PCORI Awards Funding for Comparative Effectiveness Research Projects

The Patient-Centered Outcomes Research Institute (PCORI) has approved 51 new awards, totaling $88.6 million over three years, to fund patient-centered comparative clinical effectiveness research (CER) projects under the first four areas of its National Priorities for Research and Research Agenda. This brings the total that PCORI has awarded for projects addressing these priorities to $129.3 million. PCORI also has committed another $30 million in funding for a series of pilot projects.


The projects approved during a public meeting of PCORI’s Board of Governors include studies of how to best care for people with kidney disease, certain cancers, obesity, asthma, diabetes, and various mental health conditions. Other projects will explore ways to support patient decision-making, reduce specific health disparities, and improve health care delivery systems.


“PCORI and our merit reviewers believe that patients and those who care for them will greatly benefit from the comparative information these projects will provide,” said PCORI Executive Director Joe Selby, MD, MPH. “We’re very pleased that we were able to double the amount of research awarded in our inaugural funding cycle thanks to the number of high-quality proposals we received. We look forward to working with researchers, patients, caregivers, clinicians and others within the healthcare community, to build a robust portfolio of patient-centered, comparative effectiveness research.”


The awards are part of PCORI’s second cycle of primary research funding, which opened for submissions in September 2012, and were selected from among more than 400 completed applications.  All were approved by the Board pending completion of a business and programmatic review by PCORI staff and completion of a formal award contract.


This latest round of awards, like the initial round announced in December 2012, are based on the broad set of PCORI Funding Announcements (PFAs) released the previous May.

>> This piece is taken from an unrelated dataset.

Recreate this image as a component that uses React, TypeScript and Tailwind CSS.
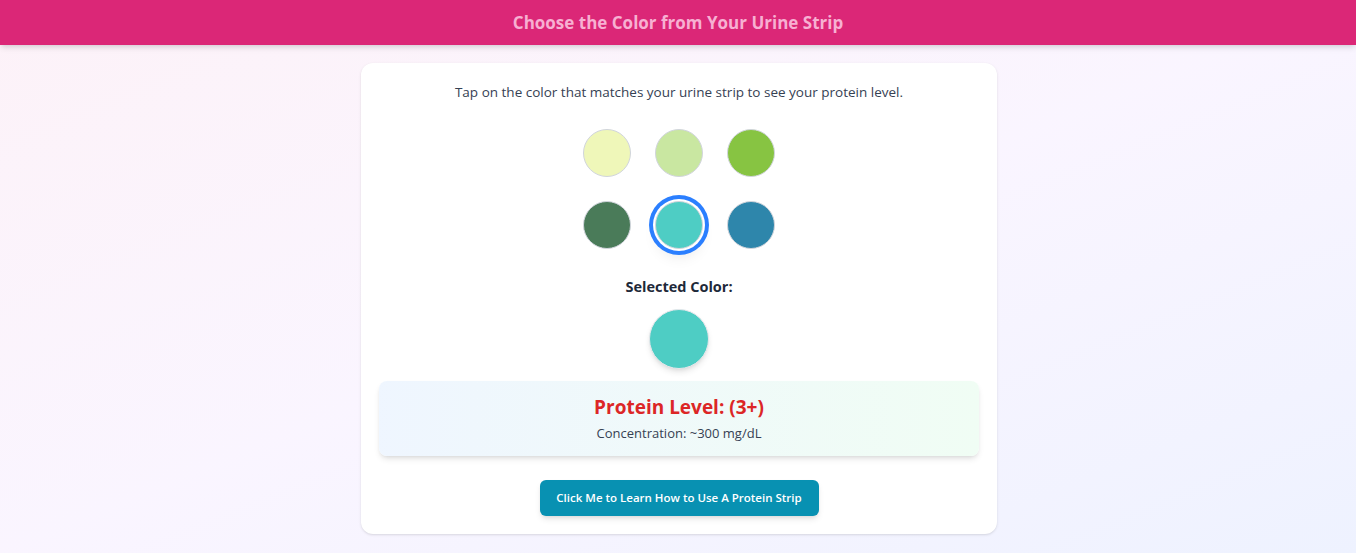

The approved projects were selected through a competitive review process in which scientists, patients, caregivers, and other stakeholders helped to evaluate proposals on the basis of scientific merit, how well they engage patients and other stakeholders, their methodological rigor, and how well they fit within PCORI’s national research priorities.


“The approved projects seek to answer patients’ questions on a range of health conditions that affect tens of millions of Americans across diverse populations and parts of the country,” said PCORI Board member Grayson Norquist, MD, MSPH, who chaired the proposal selection committee. “These projects will engage patients and stakeholders in scientifically rigorous research and provide information that patients and those who care for them can understand and use to improve their health.”


The newly approved awards will go to institutions in 21 states. With this latest round of funding, PCORI has approved support for a total of 126 projects at institutions in 33 states and Washington, DC.


PCORI’s funding announcements consist of three annual cycles and seek proposals for research that will provide patients and those who care for them with the evidence-based information needed to make better-informed health decisions.  Twenty of the latest awards address PCORI’s national research priority area of Assessment of Prevention, Diagnosis, and Treatment Options; 13 align with the priority area Improving Healthcare Systems; eight address Communication and Dissemination Research; and 10 align with Addressing Disparities.


Details on the approved awards, including the project name, primary investigator, research institution, and associated PCORI priority area, are provided on the PCORI website, www.pcori.org.